- **Set exercise**
Find the string "full" in the data, then copy every line where it is found.

- **Extracted material**
◇ ◇ ◇ ◇ ◇ ◇ ◇

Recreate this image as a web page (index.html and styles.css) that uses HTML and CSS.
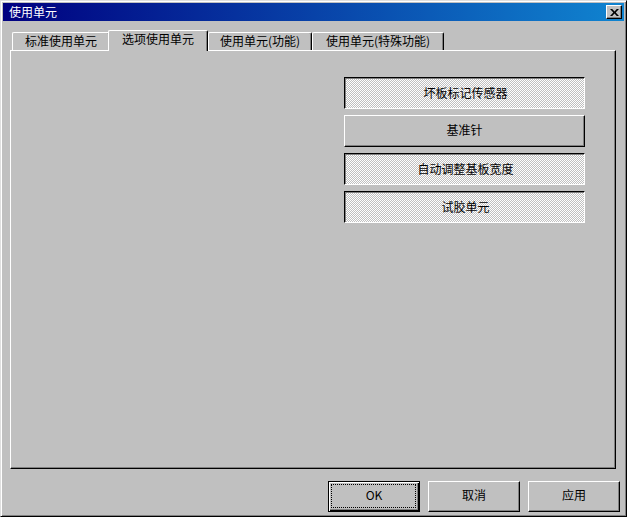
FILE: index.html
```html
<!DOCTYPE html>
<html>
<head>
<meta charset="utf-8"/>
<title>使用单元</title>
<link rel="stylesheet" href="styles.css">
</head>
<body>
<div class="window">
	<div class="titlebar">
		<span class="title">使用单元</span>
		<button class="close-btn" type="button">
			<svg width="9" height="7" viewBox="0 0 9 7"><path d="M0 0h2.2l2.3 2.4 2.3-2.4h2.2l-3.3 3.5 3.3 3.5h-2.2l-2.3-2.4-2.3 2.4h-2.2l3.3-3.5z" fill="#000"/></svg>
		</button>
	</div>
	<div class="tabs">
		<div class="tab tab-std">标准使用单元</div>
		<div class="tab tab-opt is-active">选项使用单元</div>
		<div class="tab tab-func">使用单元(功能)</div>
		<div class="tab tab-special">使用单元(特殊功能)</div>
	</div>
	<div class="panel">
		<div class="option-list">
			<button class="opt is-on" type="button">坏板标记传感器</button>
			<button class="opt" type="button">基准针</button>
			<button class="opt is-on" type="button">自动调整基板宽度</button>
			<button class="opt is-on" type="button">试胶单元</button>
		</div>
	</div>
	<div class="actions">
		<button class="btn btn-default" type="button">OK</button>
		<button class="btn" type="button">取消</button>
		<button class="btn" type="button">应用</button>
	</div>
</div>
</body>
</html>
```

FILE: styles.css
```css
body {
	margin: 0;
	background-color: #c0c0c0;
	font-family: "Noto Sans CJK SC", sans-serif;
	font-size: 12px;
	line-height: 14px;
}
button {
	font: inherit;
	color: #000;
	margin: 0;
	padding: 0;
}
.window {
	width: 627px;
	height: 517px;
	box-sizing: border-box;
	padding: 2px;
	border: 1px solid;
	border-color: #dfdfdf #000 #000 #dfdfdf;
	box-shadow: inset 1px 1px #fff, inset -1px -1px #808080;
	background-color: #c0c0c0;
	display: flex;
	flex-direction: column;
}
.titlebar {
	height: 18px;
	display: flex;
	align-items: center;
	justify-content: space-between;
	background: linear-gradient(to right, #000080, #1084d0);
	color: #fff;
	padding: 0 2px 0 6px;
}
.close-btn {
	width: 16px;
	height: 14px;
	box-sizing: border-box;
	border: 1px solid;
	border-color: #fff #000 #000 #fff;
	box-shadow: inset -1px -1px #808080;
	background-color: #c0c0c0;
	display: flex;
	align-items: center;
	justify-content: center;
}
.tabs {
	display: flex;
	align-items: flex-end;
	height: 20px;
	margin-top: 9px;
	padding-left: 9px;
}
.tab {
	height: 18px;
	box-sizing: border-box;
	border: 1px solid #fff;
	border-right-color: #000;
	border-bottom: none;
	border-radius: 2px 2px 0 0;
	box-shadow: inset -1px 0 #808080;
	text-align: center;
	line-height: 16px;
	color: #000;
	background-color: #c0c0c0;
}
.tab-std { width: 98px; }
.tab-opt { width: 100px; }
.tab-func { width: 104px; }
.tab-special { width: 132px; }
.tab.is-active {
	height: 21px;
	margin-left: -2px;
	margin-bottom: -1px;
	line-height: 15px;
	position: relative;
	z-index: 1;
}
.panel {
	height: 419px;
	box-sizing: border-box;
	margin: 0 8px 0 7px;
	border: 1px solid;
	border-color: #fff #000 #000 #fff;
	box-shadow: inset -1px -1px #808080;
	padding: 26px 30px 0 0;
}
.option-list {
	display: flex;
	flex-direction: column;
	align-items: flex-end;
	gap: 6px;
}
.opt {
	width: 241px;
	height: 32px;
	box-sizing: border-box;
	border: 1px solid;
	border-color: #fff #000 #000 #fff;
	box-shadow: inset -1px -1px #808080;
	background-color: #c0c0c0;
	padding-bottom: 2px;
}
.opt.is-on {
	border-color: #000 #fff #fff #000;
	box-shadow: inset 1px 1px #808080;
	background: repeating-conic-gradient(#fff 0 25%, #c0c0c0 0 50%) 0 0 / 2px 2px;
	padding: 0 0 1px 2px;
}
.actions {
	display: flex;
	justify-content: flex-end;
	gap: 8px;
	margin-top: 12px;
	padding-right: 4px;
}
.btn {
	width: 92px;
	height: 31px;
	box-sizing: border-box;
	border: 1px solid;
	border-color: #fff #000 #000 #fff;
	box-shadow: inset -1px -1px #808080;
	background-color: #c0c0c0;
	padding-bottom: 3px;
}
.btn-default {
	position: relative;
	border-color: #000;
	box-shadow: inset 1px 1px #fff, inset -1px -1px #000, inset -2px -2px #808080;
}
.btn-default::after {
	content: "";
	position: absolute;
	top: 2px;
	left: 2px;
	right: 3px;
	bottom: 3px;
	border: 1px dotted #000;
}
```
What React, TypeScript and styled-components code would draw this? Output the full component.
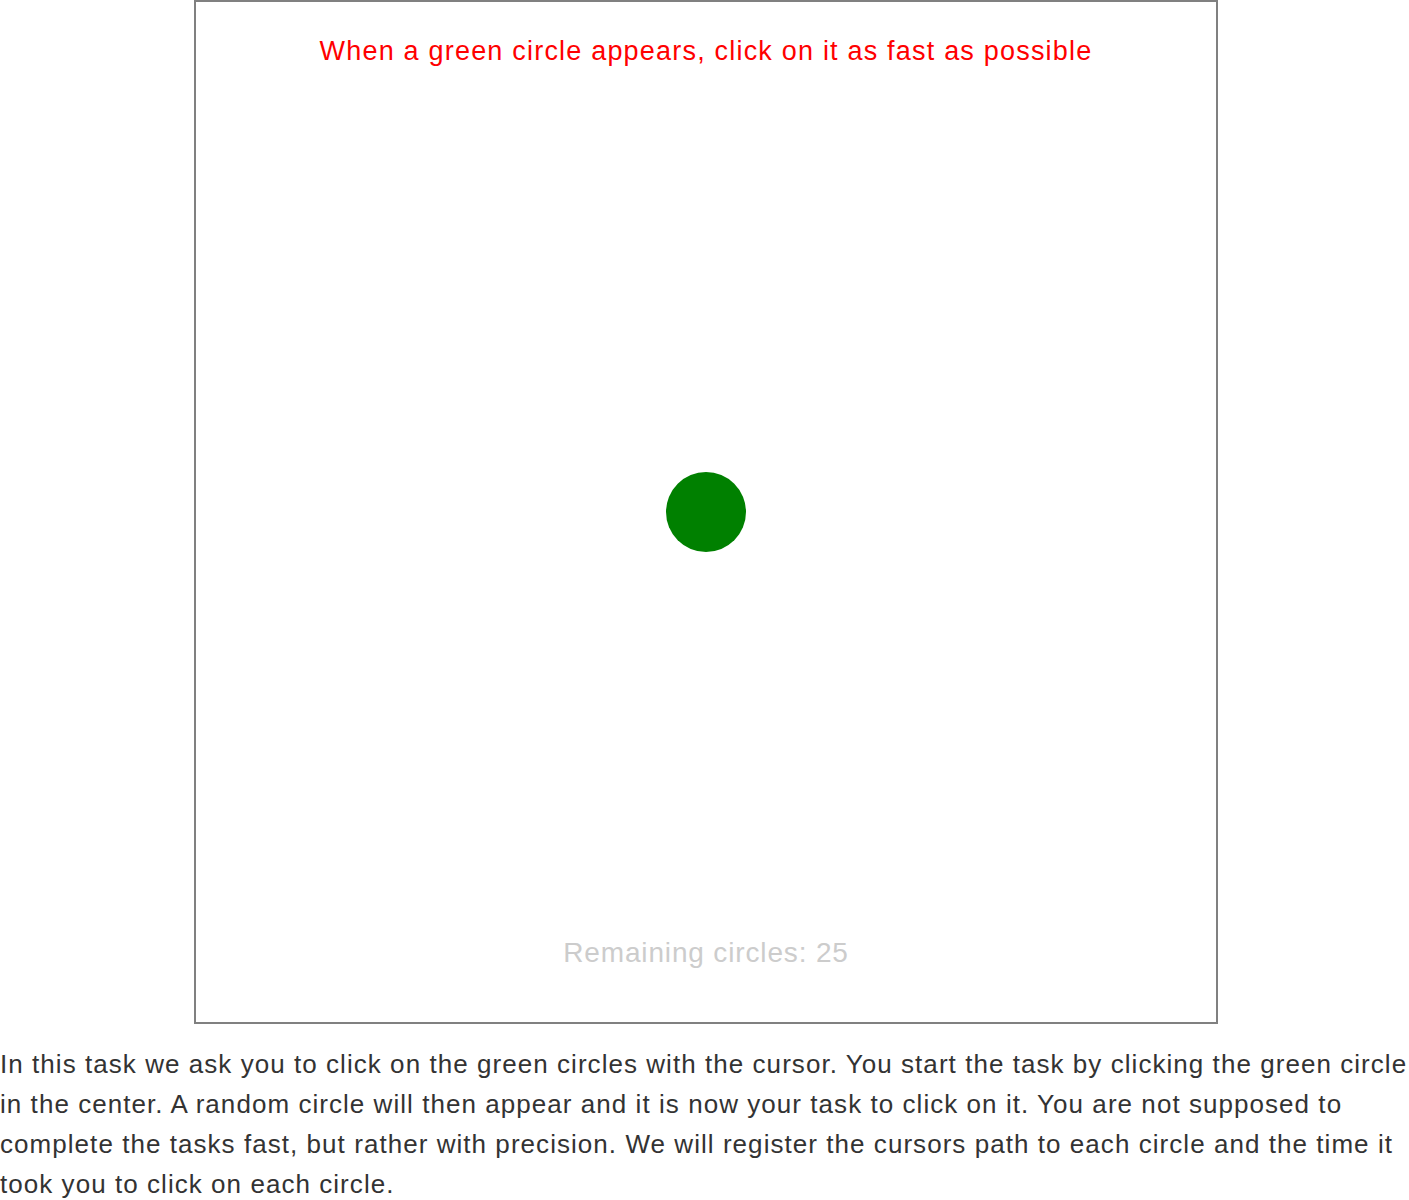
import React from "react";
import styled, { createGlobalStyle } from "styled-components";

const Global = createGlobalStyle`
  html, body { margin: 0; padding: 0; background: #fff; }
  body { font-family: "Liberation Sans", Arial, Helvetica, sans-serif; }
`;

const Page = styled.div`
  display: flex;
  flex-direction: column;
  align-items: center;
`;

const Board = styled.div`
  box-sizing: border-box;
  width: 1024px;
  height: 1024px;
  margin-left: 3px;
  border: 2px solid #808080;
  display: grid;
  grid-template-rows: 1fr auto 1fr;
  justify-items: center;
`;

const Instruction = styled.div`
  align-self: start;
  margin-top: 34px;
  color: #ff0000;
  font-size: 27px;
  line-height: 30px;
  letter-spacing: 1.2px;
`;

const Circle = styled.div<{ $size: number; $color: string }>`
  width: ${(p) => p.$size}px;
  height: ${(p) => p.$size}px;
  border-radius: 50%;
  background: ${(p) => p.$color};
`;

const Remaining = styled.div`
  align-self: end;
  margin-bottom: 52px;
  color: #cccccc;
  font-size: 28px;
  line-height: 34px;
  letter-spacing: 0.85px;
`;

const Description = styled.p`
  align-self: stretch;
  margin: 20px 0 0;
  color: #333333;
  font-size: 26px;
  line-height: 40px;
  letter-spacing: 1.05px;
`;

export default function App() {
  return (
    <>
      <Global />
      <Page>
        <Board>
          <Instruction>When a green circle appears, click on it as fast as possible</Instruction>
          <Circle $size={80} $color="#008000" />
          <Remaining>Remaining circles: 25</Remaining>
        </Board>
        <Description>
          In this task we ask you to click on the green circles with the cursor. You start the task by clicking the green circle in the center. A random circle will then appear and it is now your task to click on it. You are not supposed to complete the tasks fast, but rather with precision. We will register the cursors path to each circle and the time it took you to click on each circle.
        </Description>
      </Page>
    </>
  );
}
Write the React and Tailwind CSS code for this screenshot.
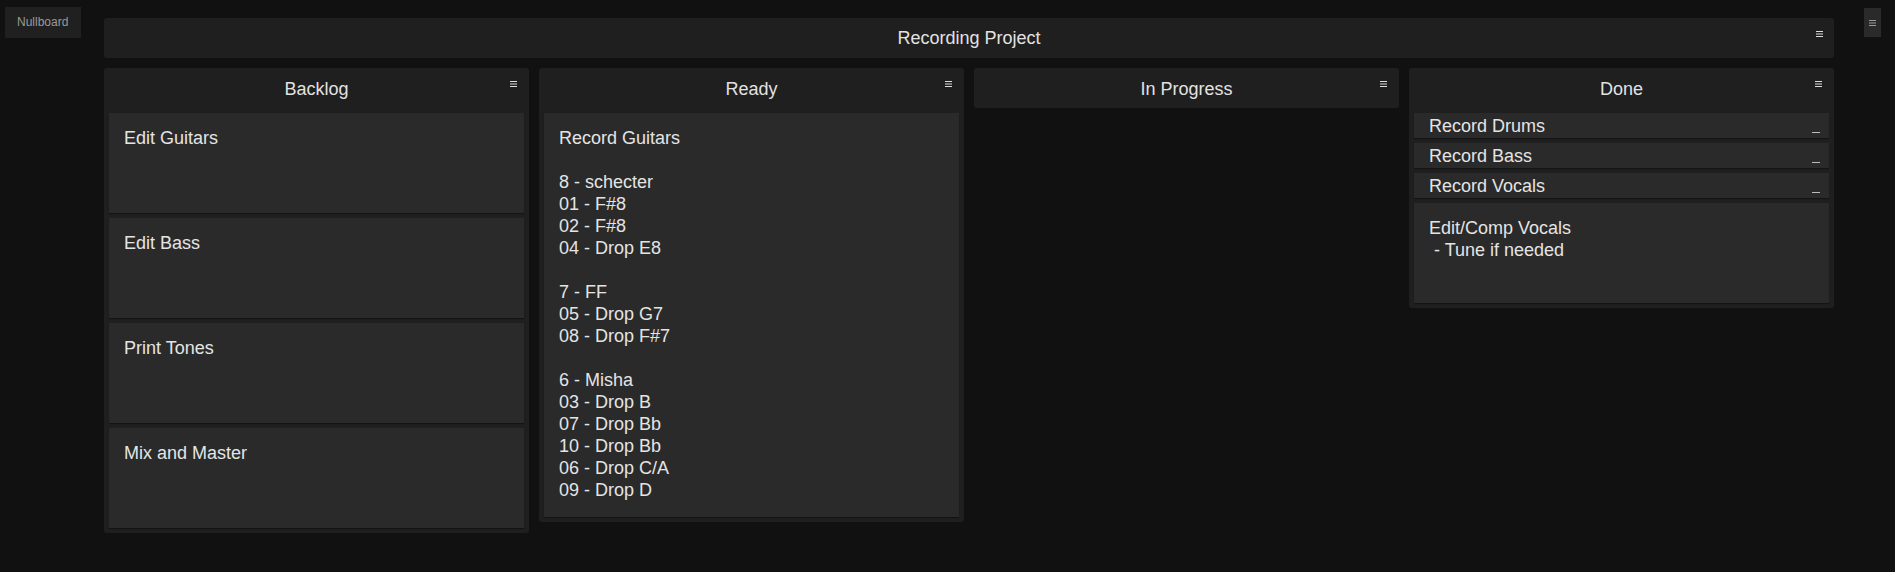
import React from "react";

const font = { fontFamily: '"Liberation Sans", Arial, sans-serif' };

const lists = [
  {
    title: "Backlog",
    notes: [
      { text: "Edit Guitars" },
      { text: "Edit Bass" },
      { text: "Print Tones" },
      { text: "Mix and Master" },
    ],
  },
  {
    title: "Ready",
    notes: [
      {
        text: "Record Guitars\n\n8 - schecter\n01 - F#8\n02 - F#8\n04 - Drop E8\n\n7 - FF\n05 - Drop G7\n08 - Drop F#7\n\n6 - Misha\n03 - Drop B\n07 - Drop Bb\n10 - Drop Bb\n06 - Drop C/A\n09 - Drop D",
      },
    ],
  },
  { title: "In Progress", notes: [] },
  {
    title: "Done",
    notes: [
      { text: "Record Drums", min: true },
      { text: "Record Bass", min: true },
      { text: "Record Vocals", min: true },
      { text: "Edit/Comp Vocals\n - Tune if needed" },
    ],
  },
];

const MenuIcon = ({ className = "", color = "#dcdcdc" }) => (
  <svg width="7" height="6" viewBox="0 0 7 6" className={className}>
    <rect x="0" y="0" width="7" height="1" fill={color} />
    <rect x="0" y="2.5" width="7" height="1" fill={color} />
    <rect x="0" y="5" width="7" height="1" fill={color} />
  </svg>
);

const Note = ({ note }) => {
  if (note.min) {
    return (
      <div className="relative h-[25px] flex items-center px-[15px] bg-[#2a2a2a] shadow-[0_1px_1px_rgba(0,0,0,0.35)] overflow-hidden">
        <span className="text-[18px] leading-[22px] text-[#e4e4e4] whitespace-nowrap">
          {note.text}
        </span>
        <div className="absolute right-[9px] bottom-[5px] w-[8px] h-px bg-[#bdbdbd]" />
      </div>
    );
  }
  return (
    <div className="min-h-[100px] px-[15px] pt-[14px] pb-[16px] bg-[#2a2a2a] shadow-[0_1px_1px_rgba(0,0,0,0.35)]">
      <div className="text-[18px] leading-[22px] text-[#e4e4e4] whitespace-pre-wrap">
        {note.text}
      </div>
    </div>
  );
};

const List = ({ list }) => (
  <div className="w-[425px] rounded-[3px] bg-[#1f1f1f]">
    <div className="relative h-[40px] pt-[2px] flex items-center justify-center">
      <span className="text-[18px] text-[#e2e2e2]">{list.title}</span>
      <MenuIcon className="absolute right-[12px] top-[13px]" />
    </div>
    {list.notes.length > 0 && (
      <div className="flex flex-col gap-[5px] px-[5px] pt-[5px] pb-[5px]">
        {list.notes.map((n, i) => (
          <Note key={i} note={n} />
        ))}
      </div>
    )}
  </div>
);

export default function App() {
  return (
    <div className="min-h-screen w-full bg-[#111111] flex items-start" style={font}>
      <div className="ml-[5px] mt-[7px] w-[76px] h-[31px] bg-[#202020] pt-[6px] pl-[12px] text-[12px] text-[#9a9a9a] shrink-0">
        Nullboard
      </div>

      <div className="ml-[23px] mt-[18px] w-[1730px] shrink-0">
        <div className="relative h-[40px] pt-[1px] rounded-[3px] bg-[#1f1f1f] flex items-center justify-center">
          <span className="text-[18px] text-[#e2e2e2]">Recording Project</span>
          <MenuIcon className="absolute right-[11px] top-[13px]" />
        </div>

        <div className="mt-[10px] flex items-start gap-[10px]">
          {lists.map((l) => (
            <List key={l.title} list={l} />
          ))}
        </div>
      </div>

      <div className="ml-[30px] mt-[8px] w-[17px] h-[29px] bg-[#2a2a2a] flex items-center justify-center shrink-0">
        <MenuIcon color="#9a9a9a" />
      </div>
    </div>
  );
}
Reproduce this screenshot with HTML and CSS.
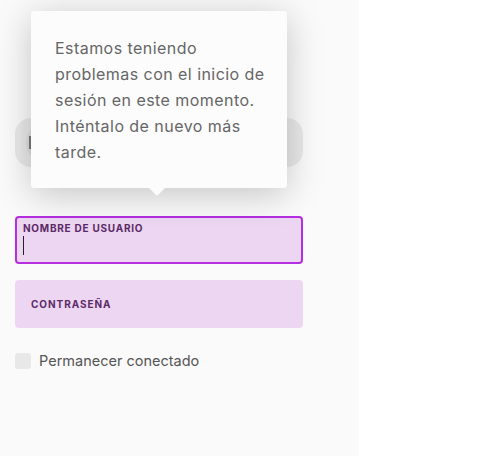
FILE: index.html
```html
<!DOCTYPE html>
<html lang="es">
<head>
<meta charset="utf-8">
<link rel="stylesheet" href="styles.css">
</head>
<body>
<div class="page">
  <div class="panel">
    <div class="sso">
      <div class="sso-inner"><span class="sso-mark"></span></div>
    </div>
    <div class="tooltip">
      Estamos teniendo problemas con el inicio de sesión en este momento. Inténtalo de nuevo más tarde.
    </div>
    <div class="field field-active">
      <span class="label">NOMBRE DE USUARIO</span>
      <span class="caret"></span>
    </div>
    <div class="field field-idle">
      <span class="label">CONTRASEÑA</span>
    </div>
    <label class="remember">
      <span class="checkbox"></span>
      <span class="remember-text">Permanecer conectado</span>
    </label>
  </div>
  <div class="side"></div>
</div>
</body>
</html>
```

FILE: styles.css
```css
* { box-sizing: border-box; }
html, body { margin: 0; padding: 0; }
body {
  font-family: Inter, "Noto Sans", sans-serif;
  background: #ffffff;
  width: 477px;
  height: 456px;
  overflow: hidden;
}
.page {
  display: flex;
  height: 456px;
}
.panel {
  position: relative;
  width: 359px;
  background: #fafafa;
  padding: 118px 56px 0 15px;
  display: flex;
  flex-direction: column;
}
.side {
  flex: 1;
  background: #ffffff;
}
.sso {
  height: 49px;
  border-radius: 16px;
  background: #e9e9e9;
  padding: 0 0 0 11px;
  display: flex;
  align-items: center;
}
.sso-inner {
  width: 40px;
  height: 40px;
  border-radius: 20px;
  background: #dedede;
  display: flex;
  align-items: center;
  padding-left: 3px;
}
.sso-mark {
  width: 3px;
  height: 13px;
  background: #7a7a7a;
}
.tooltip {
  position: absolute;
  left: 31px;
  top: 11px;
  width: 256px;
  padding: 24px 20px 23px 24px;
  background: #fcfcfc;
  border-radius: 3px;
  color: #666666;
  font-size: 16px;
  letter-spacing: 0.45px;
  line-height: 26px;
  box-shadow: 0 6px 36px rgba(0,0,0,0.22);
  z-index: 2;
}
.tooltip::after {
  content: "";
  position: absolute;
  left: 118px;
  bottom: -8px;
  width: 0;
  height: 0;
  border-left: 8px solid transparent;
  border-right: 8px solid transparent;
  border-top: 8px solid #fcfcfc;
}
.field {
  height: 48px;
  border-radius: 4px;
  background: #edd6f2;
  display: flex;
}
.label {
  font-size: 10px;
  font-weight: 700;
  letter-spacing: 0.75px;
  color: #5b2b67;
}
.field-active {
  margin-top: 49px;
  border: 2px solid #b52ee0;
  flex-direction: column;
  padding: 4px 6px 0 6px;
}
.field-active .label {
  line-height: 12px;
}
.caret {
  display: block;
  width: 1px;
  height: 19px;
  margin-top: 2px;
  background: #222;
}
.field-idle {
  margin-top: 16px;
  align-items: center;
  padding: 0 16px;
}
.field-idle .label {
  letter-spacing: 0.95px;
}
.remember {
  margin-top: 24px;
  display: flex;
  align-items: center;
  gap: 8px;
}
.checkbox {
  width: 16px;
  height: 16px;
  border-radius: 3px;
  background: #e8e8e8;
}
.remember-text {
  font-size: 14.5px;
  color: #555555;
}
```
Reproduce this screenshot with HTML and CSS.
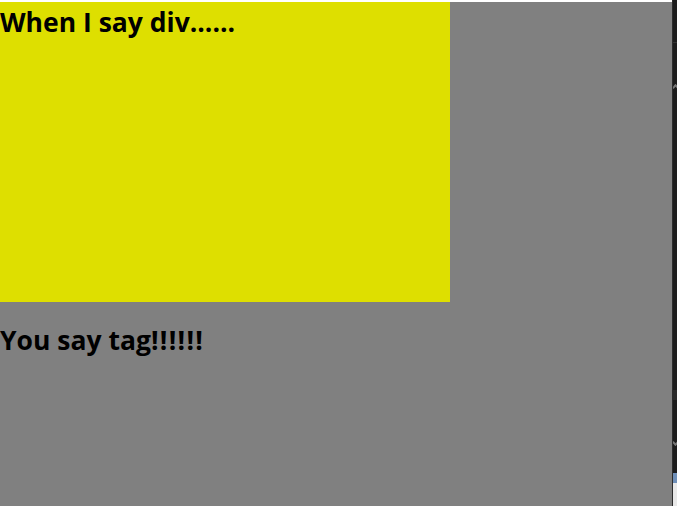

◇ ◇ ◇ ◇ ◇ ◇ ◇

- **Written response**
What React, TypeScript and styled-components code would draw this? Output the full component.
    <div className="min-h-screen w-full bg-[#111111] flex items-start" style={font}>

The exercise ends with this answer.